-- Start SUPPLIED INFORMATION --
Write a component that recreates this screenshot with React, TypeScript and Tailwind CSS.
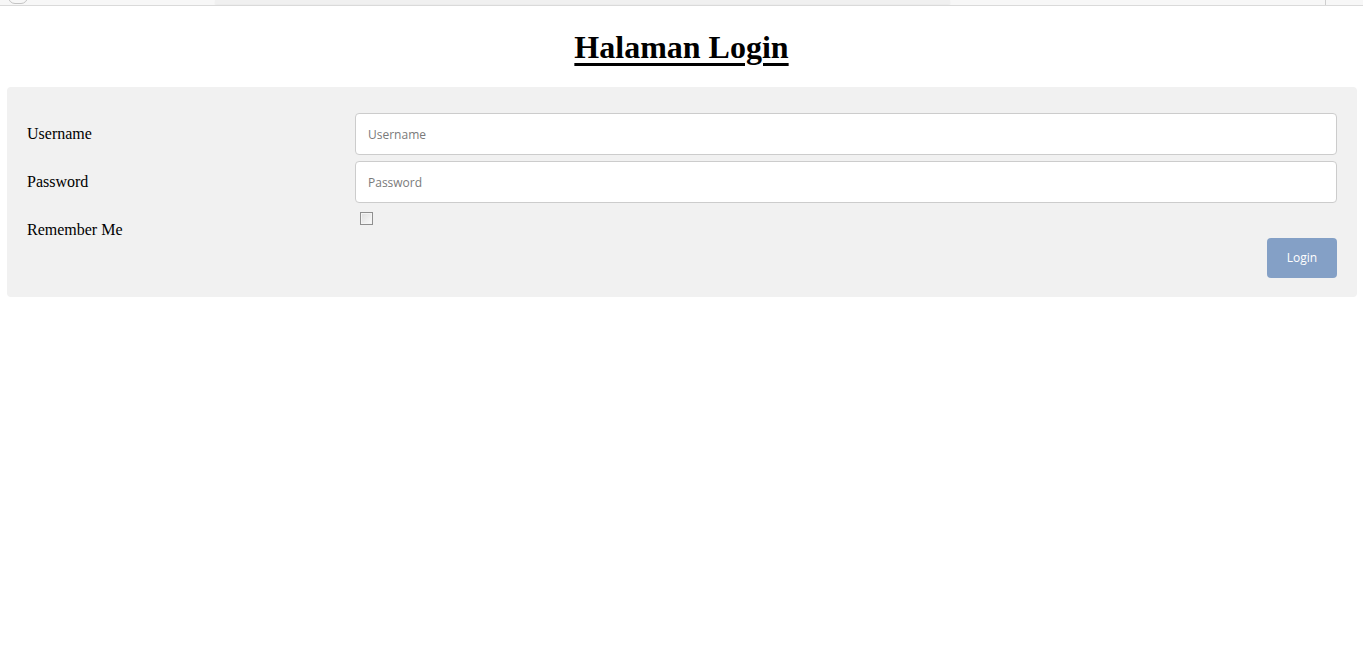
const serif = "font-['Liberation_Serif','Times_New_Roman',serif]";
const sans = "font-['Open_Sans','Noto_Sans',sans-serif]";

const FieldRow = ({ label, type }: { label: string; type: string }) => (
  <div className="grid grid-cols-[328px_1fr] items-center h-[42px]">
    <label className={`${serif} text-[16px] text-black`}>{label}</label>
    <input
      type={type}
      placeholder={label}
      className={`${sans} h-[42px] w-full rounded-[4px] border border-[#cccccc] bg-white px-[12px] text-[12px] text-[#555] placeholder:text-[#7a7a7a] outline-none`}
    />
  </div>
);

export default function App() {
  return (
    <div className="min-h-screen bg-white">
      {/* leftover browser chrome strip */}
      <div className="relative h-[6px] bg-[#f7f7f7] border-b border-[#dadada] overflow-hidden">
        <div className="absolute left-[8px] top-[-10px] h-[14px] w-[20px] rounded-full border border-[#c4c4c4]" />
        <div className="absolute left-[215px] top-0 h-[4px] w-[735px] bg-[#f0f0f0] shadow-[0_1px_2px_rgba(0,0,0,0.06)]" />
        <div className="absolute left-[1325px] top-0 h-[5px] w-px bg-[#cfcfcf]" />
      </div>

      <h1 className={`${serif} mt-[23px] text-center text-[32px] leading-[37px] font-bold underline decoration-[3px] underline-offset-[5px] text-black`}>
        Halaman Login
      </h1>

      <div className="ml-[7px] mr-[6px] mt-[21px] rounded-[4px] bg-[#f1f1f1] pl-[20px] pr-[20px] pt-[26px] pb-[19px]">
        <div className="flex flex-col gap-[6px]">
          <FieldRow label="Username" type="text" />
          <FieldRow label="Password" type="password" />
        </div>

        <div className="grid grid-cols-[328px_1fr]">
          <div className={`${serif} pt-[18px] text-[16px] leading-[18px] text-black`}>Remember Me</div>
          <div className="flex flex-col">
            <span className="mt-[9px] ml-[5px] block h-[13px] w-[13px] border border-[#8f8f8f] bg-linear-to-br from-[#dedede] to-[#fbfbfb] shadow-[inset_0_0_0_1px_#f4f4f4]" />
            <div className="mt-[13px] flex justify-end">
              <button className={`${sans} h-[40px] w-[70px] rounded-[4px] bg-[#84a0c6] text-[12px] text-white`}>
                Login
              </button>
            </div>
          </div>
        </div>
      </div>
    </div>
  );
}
-- End SUPPLIED INFORMATION --
Omit any images, then output the listing exactly.

TASK RESULT:
Write a component that recreates this screenshot with React, TypeScript and Tailwind CSS.
const serif = "font-['Liberation_Serif','Times_New_Roman',serif]";
const sans = "font-['Open_Sans','Noto_Sans',sans-serif]";

const FieldRow = ({ label, type }: { label: string; type: string }) => (
  <div className="grid grid-cols-[328px_1fr] items-center h-[42px]">
    <label className={`${serif} text-[16px] text-black`}>{label}</label>
    <input
      type={type}
      placeholder={label}
      className={`${sans} h-[42px] w-full rounded-[4px] border border-[#cccccc] bg-white px-[12px] text-[12px] text-[#555] placeholder:text-[#7a7a7a] outline-none`}
    />
  </div>
);

export default function App() {
  return (
    <div className="min-h-screen bg-white">
      {/* leftover browser chrome strip */}
      <div className="relative h-[6px] bg-[#f7f7f7] border-b border-[#dadada] overflow-hidden">
        <div className="absolute left-[8px] top-[-10px] h-[14px] w-[20px] rounded-full border border-[#c4c4c4]" />
        <div className="absolute left-[215px] top-0 h-[4px] w-[735px] bg-[#f0f0f0] shadow-[0_1px_2px_rgba(0,0,0,0.06)]" />
        <div className="absolute left-[1325px] top-0 h-[5px] w-px bg-[#cfcfcf]" />
      </div>

      <h1 className={`${serif} mt-[23px] text-center text-[32px] leading-[37px] font-bold underline decoration-[3px] underline-offset-[5px] text-black`}>
        Halaman Login
      </h1>

      <div className="ml-[7px] mr-[6px] mt-[21px] rounded-[4px] bg-[#f1f1f1] pl-[20px] pr-[20px] pt-[26px] pb-[19px]">
        <div className="flex flex-col gap-[6px]">
          <FieldRow label="Username" type="text" />
          <FieldRow label="Password" type="password" />
        </div>

        <div className="grid grid-cols-[328px_1fr]">
          <div className={`${serif} pt-[18px] text-[16px] leading-[18px] text-black`}>Remember Me</div>
          <div className="flex flex-col">
            <span className="mt-[9px] ml-[5px] block h-[13px] w-[13px] border border-[#8f8f8f] bg-linear-to-br from-[#dedede] to-[#fbfbfb] shadow-[inset_0_0_0_1px_#f4f4f4]" />
            <div className="mt-[13px] flex justify-end">
              <button className={`${sans} h-[40px] w-[70px] rounded-[4px] bg-[#84a0c6] text-[12px] text-white`}>
                Login
              </button>
            </div>
          </div>
        </div>
      </div>
    </div>
  );
}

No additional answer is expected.